One of the remaining pain points is that I can distribute binaries of my Python extension modules for Windows or Mac, but if I distribute a binary Python extension module on Linux, then if the user has a different UCS2/UCS4 setting then they won't be able to use the extension module. The current de facto standard for Linux is UCS4 -- it is used by Debian, Ubuntu, Fedora, RHEL, OpenSuSE, etc. etc.. The vast majority of Linux users in practice have UCS4, and most binary Python modules are compiled for UCS4.
That means that a few folks will get left out. Those folks, from my experience, are people who built their python executable themselves without specifying an override for the default, and the smaller Linux distributions who insist on doing whatever upstream Python devs recommend instead of doing whatever the other Linux distros are doing. One of the data points that I reported was a Python interpreter that was built locally on an Ubuntu server. Since the person building it didn't know to override the default setting of --enable-unicode, he ended up with a Python interpreter built for UCS2, even though all the Python extension modules shipped by Ubuntu were built with UCS4.

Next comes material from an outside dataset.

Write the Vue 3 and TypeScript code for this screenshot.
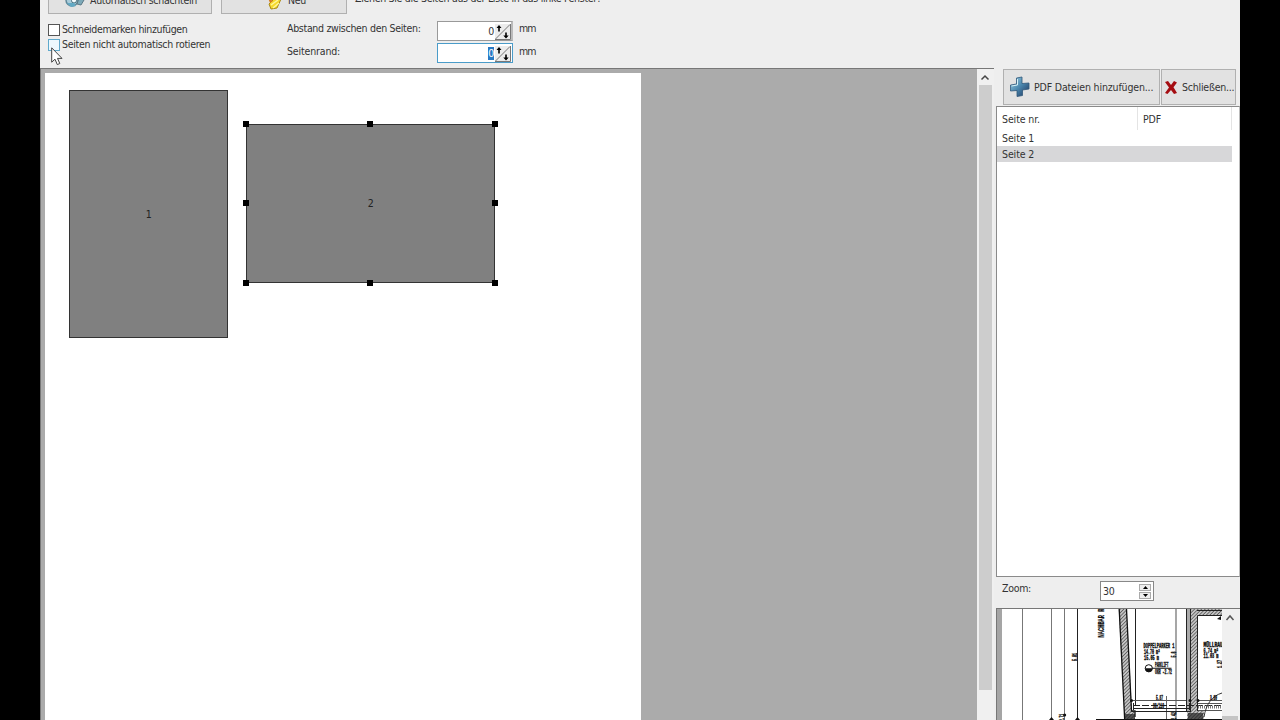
<script setup lang="ts">
import { ref } from 'vue'

interface PageItem {
  id: number
  x: number
  y: number
  w: number
  h: number
}

const items: PageItem[] = [
  { id: 1, x: 24, y: 17, w: 159, h: 248 },
  { id: 2, x: 201, y: 51, w: 249, h: 159 },
]
const selected = ref(2)
const handles = ['nw', 'n', 'ne', 'w', 'e', 'sw', 's', 'se']
const spacing = ref(0)
const margin = ref(0)
const zoom = ref(30)
</script>

<template>
  <div class="screen">
    <div class="window">
      <header class="toolbar">
        <div class="buttons">
          <button class="btn auto">
            <svg class="ic-auto" width="22" height="20" viewBox="0 0 22 20">
              <circle cx="8" cy="10" r="6" fill="#a9cbd9" stroke="#5f8798" stroke-width="1.5" />
              <circle cx="10" cy="10.500" r="2.500" fill="#f4fafc" stroke="#47707f" />
              <path d="M3 13l4 4 5-1-2-3z" fill="#62a9c4" />
              <path d="M15 8l5 2-3 5-4-1z" fill="#7da9b8" stroke="#5b7986" />
            </svg>
            <span class="t-auto">Automatisch schachteln</span>
          </button>
          <button class="btn new">
            <svg class="ic-new" width="16" height="20" viewBox="0 0 16 20">
              <path d="M3 14l8-8 4 3-4 9-6 1z" fill="#f5d92c" stroke="#a98812" />
              <path d="M5 15l7-5M7 18l6-5" stroke="#fff59a" stroke-width="1.5" />
              <path d="M2 8l5 3-3 2z" fill="#d67b20" />
            </svg>
            <span class="t-new">Neu</span>
          </button>
          <span class="hint">Ziehen Sie die Seiten aus der Liste in das linke Fenster!</span>
        </div>
        <div class="options">
          <div class="checks">
            <label><i class="box"></i><span class="t-cut">Schneidemarken hinzufügen</span></label>
            <label><i class="box hot"></i><span class="t-rot">Seiten nicht automatisch rotieren</span></label>
          </div>
          <div class="labels">
            <span class="t-gap">Abstand zwischen den Seiten:</span>
            <span class="t-mar">Seitenrand:</span>
          </div>
          <div class="fields">
            <div v-for="(v, i) in [spacing, margin]" :key="i" class="field" :class="{ focus: i === 1 }">
              <span class="num">{{ v }}</span>
              <svg width="16" height="17" viewBox="0 0 16 17">
                <rect x="0" y="1" width="15" height="15" fill="#ececec" />
                <path d="M0 16.500H15.500V1" fill="none" stroke="#777" />
                <path d="M.5 16L15 1.500" stroke="#777" />
                <path d="M4 2L6.500 5H4.800V8.500H3.200V5H1.500ZM11 15.500L8.300 12.500H10.200V9.500H11.800V12.500H13.700Z" fill="#000" />
              </svg>
            </div>
          </div>
          <div class="units"><span>mm</span><span>mm</span></div>
        </div>
        <svg class="cursor" width="12" height="19" viewBox="0 0 12 19">
          <path d="M.7.8V15.200L4 12.200L6.300 17.600L8.800 16.500L6.500 11.400H11Z" fill="#fff" stroke="#444" />
        </svg>
      </header>

      <main class="body">
        <section class="canvas">
          <div class="sheet">
            <div
              v-for="p in items"
              :key="p.id"
              class="page"
              :class="{ sel: p.id === selected }"
              :style="{ left: p.x + 'px', top: p.y + 'px', width: p.w + 'px', height: p.h + 'px' }"
            >
              <span>{{ p.id }}</span>
              <template v-if="p.id === selected">
                <i v-for="h in handles" :key="h" class="handle" :class="h"></i>
              </template>
            </div>
          </div>
          <div class="vscroll">
            <svg width="16" height="16" viewBox="0 0 16 16"><path d="M4.500 10.500L8 7L11.500 10.500" fill="none" stroke="#444" stroke-width="1.500" /></svg>
            <div class="thumb"></div>
          </div>
        </section>

        <aside class="side">
          <div class="actions">
            <button class="btn add">
              <svg width="22" height="22" viewBox="0 0 22 22">
                <defs>
                  <linearGradient id="plus" x1="0" y1="0" x2="1" y2="1">
                    <stop offset="0" stop-color="#9fd3e6" />
                    <stop offset=".5" stop-color="#4a86ad" />
                    <stop offset="1" stop-color="#1c3159" />
                  </linearGradient>
                </defs>
                <path d="M7.500 2L13 1V7.500L20 7V13L13.500 14V19.500L8 20.500V14.500L1.500 15V9L7.500 8Z" fill="url(#plus)" stroke="#31587a" stroke-width=".8" />
                <path d="M8.500 3V9L2.500 10" fill="none" stroke="#d5f0f7" />
              </svg>
              <span class="t-add">PDF Dateien hinzufügen...</span>
            </button>
            <button class="btn close">
              <svg width="14" height="15" viewBox="0 0 14 15">
                <path d="M1 2L4 1L7 5L10 1L13 2.500L9.500 7.300L13 13L10 14L7 10L3.500 14L1 13L5 7.500Z" fill="#a50d12" />
              </svg>
              <span class="t-close">Schließen...</span>
            </button>
          </div>
          <div class="list">
            <div class="row head"><span class="c1">Seite nr.</span><span class="c2">PDF</span></div>
            <div v-for="p in items" :key="p.id" class="row" :class="{ on: p.id === selected }">
              <span>Seite {{ p.id }}</span>
            </div>
          </div>
          <div class="zoombar">
            <span class="t-zoom">Zoom:</span>
            <div class="zoomfield">
              <span>{{ zoom }}</span>
              <div class="spin">
                <i><svg width="5" height="3" viewBox="0 0 5 3"><path d="M0 3L2.500 0L5 3Z" /></svg></i>
                <i><svg width="5" height="3" viewBox="0 0 5 3"><path d="M0 0L2.500 3L5 0Z" /></svg></i>
              </div>
            </div>
          </div>
          <div class="preview">
            <svg class="plan" width="220" height="111" viewBox="1002 609 220 111">
              <defs>
                <pattern id="hatch" width="2.500" height="2.500" patternUnits="userSpaceOnUse" patternTransform="rotate(45)">
                  <rect width="2.500" height="2.500" fill="#c4c4c4" />
                  <path d="M0 0V2.500" stroke="#444" stroke-width="1.300" />
                </pattern>
              </defs>
              <g stroke="#666" fill="none">
                <path d="M1022.500 609V720M1051.500 609V720M1064.500 609V720" stroke="#777" />
                <path d="M1077.500 609V720M1135.500 609V705" stroke="#222" />
                <path d="M1176 609V720" stroke="#777" stroke-width="1.300" />
                <path d="M1131 700.500H1222" stroke="#555" />
                <path d="M1166.500 696V720" />
              </g>
              <path d="M1118.700 609H1126.700L1132 711H1135V720H1124.500Z" fill="url(#hatch)" />
              <path d="M1119.200 609L1124.700 720M1126.500 609L1131.500 711H1135V717" fill="none" stroke="#111" stroke-width="1.300" />
              <path d="M1186 609h4v102h-4z" fill="#aaa" />
              <path d="M1190 609H1222V615H1197.500V711H1204V720H1187V712H1190Z" fill="url(#hatch)" />
              <path d="M1186.500 609V712M1190.500 609V712M1222 615.500H1197.500V711M1197 610.500H1222" fill="none" stroke="#222" />
              <path d="M1125 714h10v6h-10zM1188 713h15v7h-15z" fill="#222" opacity=".7" />
              <path d="M1132 711.500H1190M1133 708.500H1190M1133.500 703V710M1189.500 703V710" fill="none" stroke="#222" />
              <path d="M1133 705.500H1222" stroke="#222" stroke-dasharray="7 2" />
              <path d="M1198 703.500H1222M1198 710.500H1222" fill="none" stroke="#555" />
              <path d="M1198 707H1222" stroke="#777" stroke-width="3" stroke-dasharray="1 1" />
              <path d="M1204 717C1206 704 1212 696 1222 693" fill="none" stroke="#333" />
              <path d="M1096 719.500H1222" stroke="#111" />
              <g fill="#111">
                <path d="M1051.500 717l2.500 3h-5zM1077.500 717l2.500 3h-5z" />
                <circle cx="1064.700" cy="715" r="1.500" />
                <circle cx="1131.500" cy="700.500" r="1.500" />
                <circle cx="1190" cy="700.500" r="1.500" />
                <circle cx="1198" cy="700.500" r="1.500" />
                <path d="M1217 619l4-3v4z" />
              </g>
              <circle cx="1148.800" cy="668.300" r="3.600" fill="#fff" stroke="#111" />
              <path d="M1145.200 668.300a3.600 3.600 0 0 0 7.200 0zM1152 667.800h19.500v1h-19.500z" fill="#111" />
              <g class="cad">
                <text x="1143.500" y="648" textLength="31" lengthAdjust="spacingAndGlyphs">DOPPELPARKER 1</text>
                <text x="1144" y="654.300" textLength="16" lengthAdjust="spacingAndGlyphs">14.70 m²</text>
                <text x="1144" y="660.300" textLength="15" lengthAdjust="spacingAndGlyphs">15.05 m</text>
                <text x="1155" y="666.500" textLength="13.500" lengthAdjust="spacingAndGlyphs">PARKLIFT</text>
                <text x="1155" y="674" textLength="17" lengthAdjust="spacingAndGlyphs">OKR -2.72</text>
                <text x="1203.500" y="647" textLength="22" lengthAdjust="spacingAndGlyphs">MÜLLRAUM</text>
                <text x="1203.500" y="652.500" textLength="15" lengthAdjust="spacingAndGlyphs">6.74 m²</text>
                <text x="1203.500" y="657.500" textLength="15" lengthAdjust="spacingAndGlyphs">11.03 m</text>
                <text x="1156" y="699.500" textLength="7" lengthAdjust="spacingAndGlyphs">5.87</text>
                <text x="1153" y="707.500" textLength="11" lengthAdjust="spacingAndGlyphs">90/110</text>
                <text x="1210" y="699.500" textLength="7" lengthAdjust="spacingAndGlyphs">3.80</text>
                <text transform="translate(1077 661) rotate(-90)" textLength="8" lengthAdjust="spacingAndGlyphs">5.81</text>
                <text transform="translate(1064 721) rotate(-90)" textLength="7" lengthAdjust="spacingAndGlyphs">2.71</text>
                <text transform="translate(1175.500 657.500) rotate(-90)" textLength="6" lengthAdjust="spacingAndGlyphs">5.8</text>
                <text transform="translate(1176 720) rotate(-90)" textLength="8" lengthAdjust="spacingAndGlyphs">2.42</text>
                <text transform="translate(1221.500 668) rotate(-90)" textLength="8" lengthAdjust="spacingAndGlyphs">1.27</text>
                <text class="big" transform="translate(1103.700 637.500) rotate(-90)" textLength="29" lengthAdjust="spacingAndGlyphs">NACHBAR R</text>
              </g>
            </svg>
            <div class="pscroll">
              <svg width="16" height="18" viewBox="0 0 16 18"><path d="M4.500 11L8 7L11.500 11" fill="none" stroke="#555" stroke-width="1.500" /></svg>
              <div class="pthumb"></div>
            </div>
          </div>
        </aside>
      </main>
    </div>
  </div>
</template>

<style>
html, body { margin: 0; overflow: hidden; background: #000; }
</style>

<style scoped>
* { box-sizing: border-box; }
.screen {
  width: 1280px; height: 720px; padding: 0 40px; overflow: hidden; background: #000;
  font: 10.5px/15px "DejaVu Sans Condensed", "DejaVu Sans", sans-serif; font-stretch: condensed; color: #333; letter-spacing: -0.3px;
}
svg { display: block; flex: none; }
span { white-space: nowrap; }
.window { width: 1200px; height: 720px; overflow: hidden; background: #eee; display: flex; flex-direction: column; }
.toolbar { height: 68px; flex: none; position: relative; overflow: hidden; display: flex; flex-direction: column; padding-left: 8px; }
.buttons { display: flex; gap: 9px; height: 28px; margin-top: -14px; flex: none; }
.btn {
  font: inherit; letter-spacing: inherit; color: #333; margin: 0; padding: 0; background: #e2e2e2; border: 1px solid #b0b0b0;
  display: flex; align-items: center; flex: none;
}
.auto { width: 164px; padding-left: 15px; gap: 4px; }
.new { width: 126px; padding-left: 44px; gap: 6px; }
.hint { margin: 5px 0 0 -1px; }
.options { display: flex; align-items: flex-start; }
.checks { width: 239px; padding-top: 8px; display: flex; flex-direction: column; }
.checks label { display: flex; align-items: center; gap: 2px; height: 15px; }
.t-cut { letter-spacing: -0.38px; }
.box { width: 12px; height: 12px; border: 1px solid #555; background: #fff; }
.hot { border-color: #5fa9cc; background: #edf8fd; }
.labels { width: 150px; padding-top: 7px; display: flex; flex-direction: column; gap: 8px; }
.t-mar { letter-spacing: -0.15px; }
.fields { width: 77px; padding-top: 7px; display: flex; flex-direction: column; gap: 2px; }
.field {
  height: 20px; width: 76px; background: #fff; border: 1px solid #999; display: flex; justify-content: flex-end; align-items: center;
  border-right: 2px solid #bbb;
}
.num { line-height: 13px; margin-right: 1px; }
.focus { border-color: #4a9cc9; border-right-width: 1px; padding-right: 1px; }
.focus .num { background: #2879c4; color: #fff; }
.units { padding: 7px 0 0 5px; display: flex; flex-direction: column; gap: 8px; letter-spacing: -1px; }
.cursor { position: absolute; left: 11px; top: 47px; }

.body { flex: 1; min-height: 0; display: flex; gap: 2px; }
.canvas {
  width: 954px; flex: none; background: #ababab; border-top: 1px solid #777; border-left: 1px solid #777;
  display: flex; justify-content: space-between; overflow: hidden;
}
.sheet { position: relative; width: 596px; height: 660px; margin: 4px 0 0 4px; background: #fff; }
.page {
  position: absolute; background: #808080; border: 1px solid #333; color: #222;
  display: flex; align-items: center; justify-content: center;
}
.handle { position: absolute; width: 6px; height: 6px; background: #000; }
.nw, .n, .ne { top: -4px; }
.w, .e { top: calc(50% - 3.600px); }
.sw, .s, .se { bottom: -4px; }
.nw, .w, .sw { left: -4px; }
.n, .s { left: calc(50% - 3.6px); }
.ne, .e, .se { right: -4px; }
.vscroll { width: 17px; background: #f0f0f0; padding-right: 1px; display: flex; flex-direction: column; }
.thumb { height: 605px; margin-left: 2px; width: 13px; background: #cdcdcd; }

.side { width: 244px; display: flex; flex-direction: column; }
.actions { height: 38px; flex: none; padding: 1px 0 0 7px; display: flex; gap: 1px; }
.actions .btn { height: 36px; letter-spacing: -0.15px; }
.add { width: 157px; padding-left: 5px; gap: 3px; }
.close { width: 75px; padding-left: 2px; gap: 4px; }
.actions .close { letter-spacing: -0.22px; }
.list { height: 471px; flex: none; background: #fff; border: 1px solid #8a8a8a; border-right-color: #bbb; padding-right: 7px; letter-spacing: -0.1px; }
.row { height: 16px; padding-left: 5px; display: flex; align-items: center; }
.head { height: 23px; align-items: stretch; line-height: 24px; }
.c1 { width: 136px; border-right: 1px solid #e4e4e4; }
.c2 { flex: 1; padding-left: 5px; border-right: 1px solid #e4e4e4; }
.on { background: #d7d7d9; }
.zoombar { height: 31px; flex: none; display: flex; padding: 4px 0 0 6px; }
.t-zoom { width: 98px; }
.zoomfield { width: 54px; height: 20px; background: #fff; border: 1px solid #888; display: flex; justify-content: space-between; align-items: center; padding: 0 2px 0 2px; }
.spin { display: flex; flex-direction: column; gap: 1px; }
.spin i { width: 12px; height: 7px; background: #eee; border: 1px solid #aaa; display: flex; align-items: center; justify-content: center; }
.preview { height: 112px; flex: none; border-top: 1px solid #777; border-left: 1px solid #777; background: #a5a5a5; padding-left: 5px; display: flex; }
.plan { background: #fff; }
.cad text { font: bold 6.5px "Liberation Mono", monospace; letter-spacing: 0; fill: #111; stroke: #111; stroke-width: .4px; }
.cad .big { font-size: 9px; stroke-width: .2px; }
.pscroll { width: 18px; background: #f0f0f0; display: flex; flex-direction: column; justify-content: space-between; }
.pthumb { height: 4px; width: 16px; background: #c4c4c4; }
</style>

These are not isolated incidents. The following google searches suggest that a number of people spend time trying to figure out why Python extension modules fail on their linux systems:
http://www.google.com/search?q=PyUnicodeUCS4_FromUnicode+undefined+symbol http://www.google.com/search?q=+PyUnicodeUCS2_FromUnicode+undefined+symbol http://www.google.com/search?q=_PyUnicodeUCS2_AsDefaultEncodedString+undefin...
Another data point is the Mandriva Linux distribution. It is probably much smaller than Debian, Ubuntu, or RedHat, but it is still one of the major, well-known distributions. I requested of the Python maintainer for Mandriva, Michael Scherer, that they switch from UCS2 to UCS4 in order to reduce compatibility problems like these. His answer as I understood it was that it is best to follow the recommendations of the upstream Python devs by using the default setting instead of choosing a setting for himself.
(Now we could implement a protocol which would show whether a given Python package was compiled for UCS2 or UCS4. That would be good. Hopefully it would make incompatibility more explicit and understandable to users. Here is a ticket for that -- which project I am contributing to: http://bugs.python.org/setuptools/issue78 . However, even if we implement that feature in the distribute tool (the successor to setuptools), users who build their own python or who use a Linux distribution that follows upstream configuration defaults will still be unable to use most Python packages with compiled extension modules.)
In a message on this thread, MvL wrote:
"For that reason I think it's also better that the configure script continues to default to UTF-16 -- this will give the UTF-16 support code the necessary exercise."
This is effectively a BDFL pronouncement. Nothing has changed the validity of the premise of the statement, so the conclusion remains valid, as well.
My understand of the earlier thread was that someone suggested that UCS4 would be technically better and GvR decided that there were technical reasons to continue actively maintaining the UCS2 code. This thread is different: I'm saying that users are suffering packaging problems and asking for help with that. The way that python-dev can help is to make it so that people who choose "Whatever the upstream devs prefer" (--enable-unicde) on Linux get the de facto standard setting.
In the earlier thread, GvR wrote: "I think we should continue to leave this up to the distribution. AFAIK many Linux distros already use UCS4 for everything anyway.". But at least some distributions are asking the upstream Python devs to choose for them, by leaving the setting at the default.
Hm, pondering GvR's words: "I think we should continue to leave this up to the distribution", I have a new proposal: make it so that on Linux only "--enable-unicode" errors out with an error message saying "please choose either --enable-unicode=ucs2 or --enable-unicode=ucs4. ucs4 is the most widely used setting on Linux. See http://python.org/wiki/UCS2_vs_UCS4 for details.". This would force those Linux distributions who are not currently deciding to decide.
Thank you for your attention.
Zooko O'Whielacronx <zookog <at> gmail.com> writes:
I accidentally sent this letter just to MAL when I intended it to python-dev. Please read it, as it explains why the issue I'm raising is not just the "we should switch to ucs4 because it is better" issue that was previously settled by GvR.
For what it's worth, with stringbench under py3k, an UCS2 build is roughly 8% faster than an UCS4 build (190 s. total against 206 s.).